## begin

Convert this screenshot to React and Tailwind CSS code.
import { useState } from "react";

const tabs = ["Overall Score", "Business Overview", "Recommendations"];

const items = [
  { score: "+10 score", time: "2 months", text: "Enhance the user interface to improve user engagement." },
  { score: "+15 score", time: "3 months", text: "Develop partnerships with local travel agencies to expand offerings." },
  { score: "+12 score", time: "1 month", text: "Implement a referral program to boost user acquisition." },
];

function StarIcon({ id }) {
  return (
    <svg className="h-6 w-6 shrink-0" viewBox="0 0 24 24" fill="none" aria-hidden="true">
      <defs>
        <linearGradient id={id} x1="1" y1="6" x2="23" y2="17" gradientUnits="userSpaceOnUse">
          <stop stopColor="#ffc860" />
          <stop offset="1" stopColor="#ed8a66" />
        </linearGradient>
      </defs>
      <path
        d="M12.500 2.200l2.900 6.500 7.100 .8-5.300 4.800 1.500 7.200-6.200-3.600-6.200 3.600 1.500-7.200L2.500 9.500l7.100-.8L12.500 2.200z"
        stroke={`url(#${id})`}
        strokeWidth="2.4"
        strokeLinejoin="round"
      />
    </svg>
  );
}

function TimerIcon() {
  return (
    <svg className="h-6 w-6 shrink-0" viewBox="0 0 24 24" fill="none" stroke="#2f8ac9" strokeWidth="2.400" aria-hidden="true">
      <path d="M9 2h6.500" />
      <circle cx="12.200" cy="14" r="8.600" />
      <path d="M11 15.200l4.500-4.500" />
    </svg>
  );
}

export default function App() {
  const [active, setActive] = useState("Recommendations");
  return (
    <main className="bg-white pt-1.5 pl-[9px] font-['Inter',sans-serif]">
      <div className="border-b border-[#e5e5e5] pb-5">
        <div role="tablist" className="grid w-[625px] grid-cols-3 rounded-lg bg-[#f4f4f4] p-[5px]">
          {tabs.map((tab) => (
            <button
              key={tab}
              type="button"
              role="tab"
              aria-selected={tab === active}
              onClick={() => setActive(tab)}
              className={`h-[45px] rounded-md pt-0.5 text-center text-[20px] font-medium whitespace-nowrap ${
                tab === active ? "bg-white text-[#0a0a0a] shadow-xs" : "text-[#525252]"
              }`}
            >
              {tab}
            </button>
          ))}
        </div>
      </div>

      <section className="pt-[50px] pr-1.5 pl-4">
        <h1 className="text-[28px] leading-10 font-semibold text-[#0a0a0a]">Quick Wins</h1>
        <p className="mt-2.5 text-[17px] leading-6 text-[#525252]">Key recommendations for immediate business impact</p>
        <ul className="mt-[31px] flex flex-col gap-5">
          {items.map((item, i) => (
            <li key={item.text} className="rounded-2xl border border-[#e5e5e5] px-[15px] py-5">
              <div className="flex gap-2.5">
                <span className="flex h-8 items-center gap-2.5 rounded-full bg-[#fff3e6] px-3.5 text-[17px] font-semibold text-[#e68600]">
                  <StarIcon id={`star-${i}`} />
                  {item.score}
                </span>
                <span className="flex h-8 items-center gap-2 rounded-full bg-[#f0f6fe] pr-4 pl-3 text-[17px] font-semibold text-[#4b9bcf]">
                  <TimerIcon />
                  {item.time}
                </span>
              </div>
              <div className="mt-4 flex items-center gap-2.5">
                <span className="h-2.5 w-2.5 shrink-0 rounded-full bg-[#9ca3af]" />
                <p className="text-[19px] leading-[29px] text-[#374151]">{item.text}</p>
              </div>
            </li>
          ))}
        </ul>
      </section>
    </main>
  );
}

## end

• _Task description_
Retype all the material above precisely, with no line left out.

• _Answer to the exercise_
Convert this screenshot to React and Tailwind CSS code.
import { useState } from "react";

const tabs = ["Overall Score", "Business Overview", "Recommendations"];

const items = [
  { score: "+10 score", time: "2 months", text: "Enhance the user interface to improve user engagement." },
  { score: "+15 score", time: "3 months", text: "Develop partnerships with local travel agencies to expand offerings." },
  { score: "+12 score", time: "1 month", text: "Implement a referral program to boost user acquisition." },
];

function StarIcon({ id }) {
  return (
    <svg className="h-6 w-6 shrink-0" viewBox="0 0 24 24" fill="none" aria-hidden="true">
      <defs>
        <linearGradient id={id} x1="1" y1="6" x2="23" y2="17" gradientUnits="userSpaceOnUse">
          <stop stopColor="#ffc860" />
          <stop offset="1" stopColor="#ed8a66" />
        </linearGradient>
      </defs>
      <path
        d="M12.500 2.200l2.900 6.500 7.100 .8-5.300 4.800 1.500 7.200-6.200-3.600-6.200 3.600 1.500-7.200L2.500 9.500l7.100-.8L12.500 2.200z"
        stroke={`url(#${id})`}
        strokeWidth="2.4"
        strokeLinejoin="round"
      />
    </svg>
  );
}

function TimerIcon() {
  return (
    <svg className="h-6 w-6 shrink-0" viewBox="0 0 24 24" fill="none" stroke="#2f8ac9" strokeWidth="2.400" aria-hidden="true">
      <path d="M9 2h6.500" />
      <circle cx="12.200" cy="14" r="8.600" />
      <path d="M11 15.200l4.500-4.500" />
    </svg>
  );
}

export default function App() {
  const [active, setActive] = useState("Recommendations");
  return (
    <main className="bg-white pt-1.5 pl-[9px] font-['Inter',sans-serif]">
      <div className="border-b border-[#e5e5e5] pb-5">
        <div role="tablist" className="grid w-[625px] grid-cols-3 rounded-lg bg-[#f4f4f4] p-[5px]">
          {tabs.map((tab) => (
            <button
              key={tab}
              type="button"
              role="tab"
              aria-selected={tab === active}
              onClick={() => setActive(tab)}
              className={`h-[45px] rounded-md pt-0.5 text-center text-[20px] font-medium whitespace-nowrap ${
                tab === active ? "bg-white text-[#0a0a0a] shadow-xs" : "text-[#525252]"
              }`}
            >
              {tab}
            </button>
          ))}
        </div>
      </div>

      <section className="pt-[50px] pr-1.5 pl-4">
        <h1 className="text-[28px] leading-10 font-semibold text-[#0a0a0a]">Quick Wins</h1>
        <p className="mt-2.5 text-[17px] leading-6 text-[#525252]">Key recommendations for immediate business impact</p>
        <ul className="mt-[31px] flex flex-col gap-5">
          {items.map((item, i) => (
            <li key={item.text} className="rounded-2xl border border-[#e5e5e5] px-[15px] py-5">
              <div className="flex gap-2.5">
                <span className="flex h-8 items-center gap-2.5 rounded-full bg-[#fff3e6] px-3.5 text-[17px] font-semibold text-[#e68600]">
                  <StarIcon id={`star-${i}`} />
                  {item.score}
                </span>
                <span className="flex h-8 items-center gap-2 rounded-full bg-[#f0f6fe] pr-4 pl-3 text-[17px] font-semibold text-[#4b9bcf]">
                  <TimerIcon />
                  {item.time}
                </span>
              </div>
              <div className="mt-4 flex items-center gap-2.5">
                <span className="h-2.5 w-2.5 shrink-0 rounded-full bg-[#9ca3af]" />
                <p className="text-[19px] leading-[29px] text-[#374151]">{item.text}</p>
              </div>
            </li>
          ))}
        </ul>
      </section>
    </main>
  );
}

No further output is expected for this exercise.